Robotisation et Responsabilité Sociale des Entreprises

Nous avons mentionné la difficile adaptation des humains à des conditions économiques changeantes—il leur faut régulièrement remettre en question leur « valeur ajoutée » dans le système économique. La formation continue est certes une façon de répondre à cet impératif, mais si un individu peut éventuellement changer de métier plusieurs fois dans sa vie, cette souplesse mentale n’est pas à la portée de tous, et elle a somme toute des limites, tandis que les machines n’en ont pas. La réaffectation a nécessairement un coût humain, et un coût social.

A l’occasion de la publication de son essai sur la croissance [4], l’économiste Daniel Cohen d’ailleurs lance un avertissement précis : « L’économie numérique dynamite nos cadres de pensée actuels. Cela porte d’abord sur le travail humain. Au XXème siècle, le progrès technique était complémentaire de l’emploi. L’organisation scientifique du travail constituait une chaîne organiquement intégrée. Du travailleur à la chaîne jusqu’au patron, en passant par les ingénieurs…, chaque catégorie sociale y trouvait une place. Ceci explique d’ailleurs que les inégalités de salaires ne progressaient pas. Aujourd’hui, le progrès numérique se substitue au travail, le robot venant remplacer les emplois. Mais pas n’importe lesquels. Ceux qui se situent au milieu de la chaîne de production regroupant les travailleurs qui possèdent un certain degré de compétences. Bref, les classes moyennes. Ce phénomène, qui contribue au ralentissement de la croissance, peut s’avérer explosif : une classe moyenne attaquée peut déstabiliser l’équilibre politique d’une nation. » *

Il ne faut en effet pas attendre des entreprises qu’elles protègent l’emploi humain. La notion de responsabilité « sociétale » des entreprises, qui est très en vogue, ne s’étend en effet, ni en pratique, ni même dans sa définition normative, à la préservation de l’emploi existant. Soumis à la concurrence, les acteurs économiques ne sauraient arbitrer spontanément en faveur de l’être humain si ce dernier est plus coûteux.
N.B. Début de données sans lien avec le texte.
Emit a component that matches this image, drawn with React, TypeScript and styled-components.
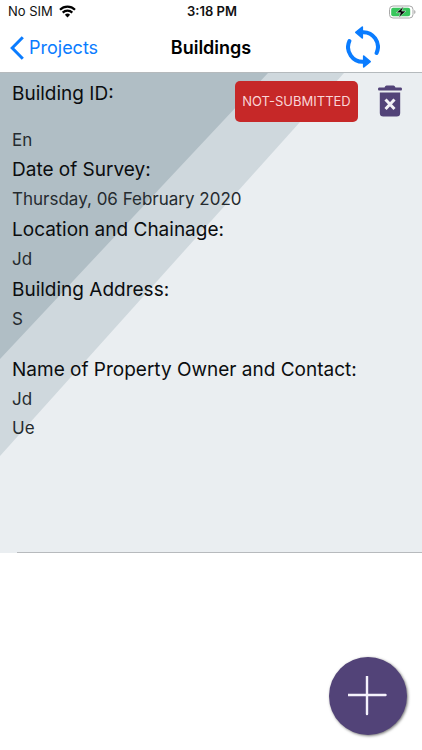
import React from "react";
import styled, { createGlobalStyle } from "styled-components";

const blue = "#0a7cff";
const purple = "#524378";

const GlobalStyle = createGlobalStyle`
  * { box-sizing: border-box; }
  body {
    margin: 0;
    background: #fff;
    color: #0b0d0f;
    font-family: Inter, "Liberation Sans", sans-serif;
  }
  button { font: inherit; border: 0; padding: 0; background: none; cursor: pointer; }
  svg { display: block; }
`;

const Screen = styled.div`
  display: flex;
  flex-direction: column;
  min-height: 100vh;
`;

const StatusBar = styled.div`
  display: grid;
  grid-template-columns: 1fr auto 1fr;
  align-items: center;
  height: 23px;
  padding: 0 6px 0 8px;
  font-size: 13px;
  line-height: 23px;
  color: #111;
`;

const Carrier = styled.div`
  display: flex;
  align-items: center;
  gap: 6px;
`;

const Clock = styled.time`
  font-weight: 600;
`;

const Power = styled.div`
  justify-self: end;
`;

const NavBar = styled.header`
  display: grid;
  grid-template-columns: 1fr auto 1fr;
  align-items: center;
  height: 50px;
  padding: 0 42px 0 10px;
  border-bottom: 1px solid #b5babd;
`;

const BackLink = styled.a`
  display: flex;
  align-items: center;
  gap: 5px;
  color: ${blue};
  font-size: 18px;
  text-decoration: none;
`;

const Title = styled.h1`
  margin: 0 0 0 32px;
  font-size: 18px;
  font-weight: 600;
  color: #000;
`;

const SyncButton = styled.button`
  justify-self: end;
  color: ${blue};
  && {
    padding-bottom: 2px;
  }
`;

const Card = styled.article`
  position: relative;
  isolation: isolate;
  min-height: 480px;
  padding: 6px 20px 24px 12px;
  overflow: hidden;
  background: #eaeef1;

  &::after {
    content: "";
    position: absolute;
    left: 17px;
    right: 0;
    bottom: 0;
    height: 1px;
    background: #b7babd;
  }
`;

const Stripes = styled.svg`
  position: absolute;
  z-index: -1;
  top: 0;
  left: 0;
`;

const CardHead = styled.div`
  display: flex;
  align-items: flex-start;
  height: 47px;
`;

const Label = styled.h2`
  flex: 1;
  margin: 0;
  font-size: 19px;
  font-weight: 400;
  line-height: 30px;
`;

const Value = styled.p`
  margin: 0;
  font-size: 17px;
  line-height: 29px;
  color: #252b2f;
`;

const Details = styled.div`
  display: flex;
  flex-direction: column;
  gap: 1px;
`;

const Section = styled.section<{ $spaced?: boolean }>`
  margin-top: ${(p) => (p.$spaced ? 20 : 0)}px;
`;

const StatusButton = styled.button`
  width: 123px;
  height: 41px;
  margin: 2px 20px 0 0;
  border-radius: 5px;
  && {
    padding-bottom: 2px;
    background: #c62828;
    color: #f9d5d7;
    font-size: 13px;
  }
`;

const DeleteButton = styled.button`
  margin-top: 6px;
  color: ${purple};
`;

const AddButton = styled.button`
  position: fixed;
  right: 15px;
  bottom: 15px;
  display: grid;
  place-items: center;
  width: 78px;
  height: 78px;
  border-radius: 50%;
  box-shadow: 1px 1px 3px rgba(0, 0, 0, 0.55);
  && {
    background: ${purple};
  }
`;

const WifiIcon = () => (
  <svg width="17" height="13" viewBox="0 0 17 13" fill="none" stroke="#000" strokeWidth="2.2" aria-label="Wi-Fi">
    <path d="M1 4.7a10.8 10.8 0 0 1 15 0M3.7 7.6a6.9 6.9 0 0 1 9.6 0" />
    <path d="M5.9 9.7a3.8 3.8 0 0 1 5.2 0L8.5 12.4z" fill="#000" stroke="none" />
  </svg>
);

const BatteryIcon = () => (
  <svg width="27" height="14" viewBox="0 0 27 14" aria-label="Battery charging">
    <rect x="0.5" y="1" width="23.5" height="12" rx="3.5" fill="#fff" stroke="#a8a8a8" />
    <rect x="2.2" y="2.7" width="19" height="8.6" rx="2" fill="#38c65c" />
    <path d="M25.2 5v4q1.3-.5 1.3-2t-1.3-2z" fill="#a8a8a8" />
    <path d="M14.7 1.3 7.3 7.7h4.2l-1.8 5 7.2-6.6h-4.2z" fill="#000" stroke="#fff" strokeWidth="0.5" />
  </svg>
);

const ChevronIcon = () => (
  <svg width="14" height="24" viewBox="0 0 14 24" fill="none" stroke="currentColor" strokeWidth="3" aria-hidden="true">
    <path d="M12.8 1.2 2.2 12l10.6 10.8" />
  </svg>
);

const SyncIcon = () => (
  <svg width="34" height="42" viewBox="0 0 34 42" fill="none" stroke="currentColor" strokeWidth="4" strokeLinecap="round" aria-hidden="true">
    <path d="M16 6.2A14.8 14.8 0 0 1 30.6 27" />
    <path d="M3.4 15A14.8 14.8 0 0 0 18 35.8" />
    <path d="M16.3 1v11L9.8 6.3z" fill="currentColor" strokeWidth="1.6" strokeLinejoin="round" />
    <path d="M17.7 30v11l6.5-5.3z" fill="currentColor" strokeWidth="1.6" strokeLinejoin="round" />
  </svg>
);

const TrashIcon = () => (
  <svg width="24" height="32" viewBox="0 0 24 32" aria-hidden="true">
    <path d="M8.5 .5h7q1.2 0 2 2H23q1 0 1 1.5t-1 1.5H1Q0 5.5 0 4t1-1.5h5.5q.8-2 2-2z" fill="currentColor" />
    <path d="M1.8 7.5h20.4V28q0 3.5-3.5 3.5H5.3q-3.5 0-3.5-3.5z" fill="currentColor" />
    <path d="m7.5 14.5 9 9.5M16.5 14.5l-9 9.5" stroke="#f2f1f6" strokeWidth="3" />
  </svg>
);

const PlusIcon = () => (
  <svg width="40" height="40" viewBox="0 0 40 40" fill="none" stroke="#f5f2fc" strokeWidth="2.4" strokeLinecap="round" aria-hidden="true">
    <path d="M19 .5v37.5M.5 19h37" />
  </svg>
);

const sections = [
  { label: "Date of Survey:", values: ["Thursday, 06 February 2020"] },
  { label: "Location and Chainage:", values: ["Jd"] },
  { label: "Building Address:", values: ["S"] },
  { label: "Name of Property Owner and Contact:", values: ["Jd", "Ue"], spaced: true },
];

export default function App() {
  return (
    <Screen>
      <GlobalStyle />
      <StatusBar>
        <Carrier>
          <span>No SIM</span>
          <WifiIcon />
        </Carrier>
        <Clock>3:18 PM</Clock>
        <Power>
          <BatteryIcon />
        </Power>
      </StatusBar>
      <NavBar>
        <BackLink href="#projects">
          <ChevronIcon />
          Projects
        </BackLink>
        <Title>Buildings</Title>
        <SyncButton type="button" aria-label="Sync">
          <SyncIcon />
        </SyncButton>
      </NavBar>
      <main>
        <Card>
          <Stripes width="344" height="383" viewBox="0 0 344 383" aria-hidden="true">
            <path d="M0 0h344L0 383z" fill="#cfd8dd" />
            <path d="M0 0h268L0 286z" fill="#b0bec5" />
          </Stripes>
          <CardHead>
            <Label>Building ID:</Label>
            <StatusButton type="button">NOT-SUBMITTED</StatusButton>
            <DeleteButton type="button" aria-label="Delete building">
              <TrashIcon />
            </DeleteButton>
          </CardHead>
          <Value>En</Value>
          <Details>
            {sections.map((s) => (
              <Section key={s.label} $spaced={s.spaced}>
                <Label>{s.label}</Label>
                {s.values.map((v) => (
                  <Value key={v}>{v}</Value>
                ))}
              </Section>
            ))}
          </Details>
        </Card>
      </main>
      <AddButton type="button" aria-label="Add building">
        <PlusIcon />
      </AddButton>
    </Screen>
  );
}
De même que le chômage et la précarité dans l’Europe des années 30 ont, selon le mot d’Hannah Arendt, transformé les classes sociales en « masses déracinées », les rendant réceptives à la propagande des mouvements totalitaires, de même la robotisation pourrait profondément bouleverser, à l’échelle planétaire, les fondements de la vie sociale et des équilibres politiques.

 

Cependant, le déclassement de l’individu, son exclusion de la sphère productive, présente un second aspect au moins aussi préoccupant que sa privation de moyens de subsistance. Celle-ci pourrait, à la rigueur, être compensée par une politique publique de redistribution. En revanche, on peut craindre que, en l’absence de toute perspective d’employabilité future, d’une part, et à la concurrence des Intelligences Artificielles de l’autre, l’éducation des enfants ne soit totalement négligée.

Or Irina Bokova, directrice générale de l’UNESCO, rappelle que l’éducation a pour objectif que « tous les enfants, tous les jeunes et tous les adultes acquièrent les connaissances et les compétences nécessaires pour vivre dignement, réaliser leur potentiel et apporter leur contribution à la société en tant que citoyens du monde responsables. […] L’éducation, qui est un droit humain fondamental, est essentielle à la paix mondiale et au développement durable. »**

Cette éducation-là aurait-elle encore un sens ? Les enfants seraient-ils les seuls à s’astreindre à un travail, tandis que leurs parents en seraient dispensés ? Si l’enseignement n’est plus une nécessité pour le marché, faudra-t-il s’en remettre à la seule vertu des gouvernants pour en garantir la sauvegarde ?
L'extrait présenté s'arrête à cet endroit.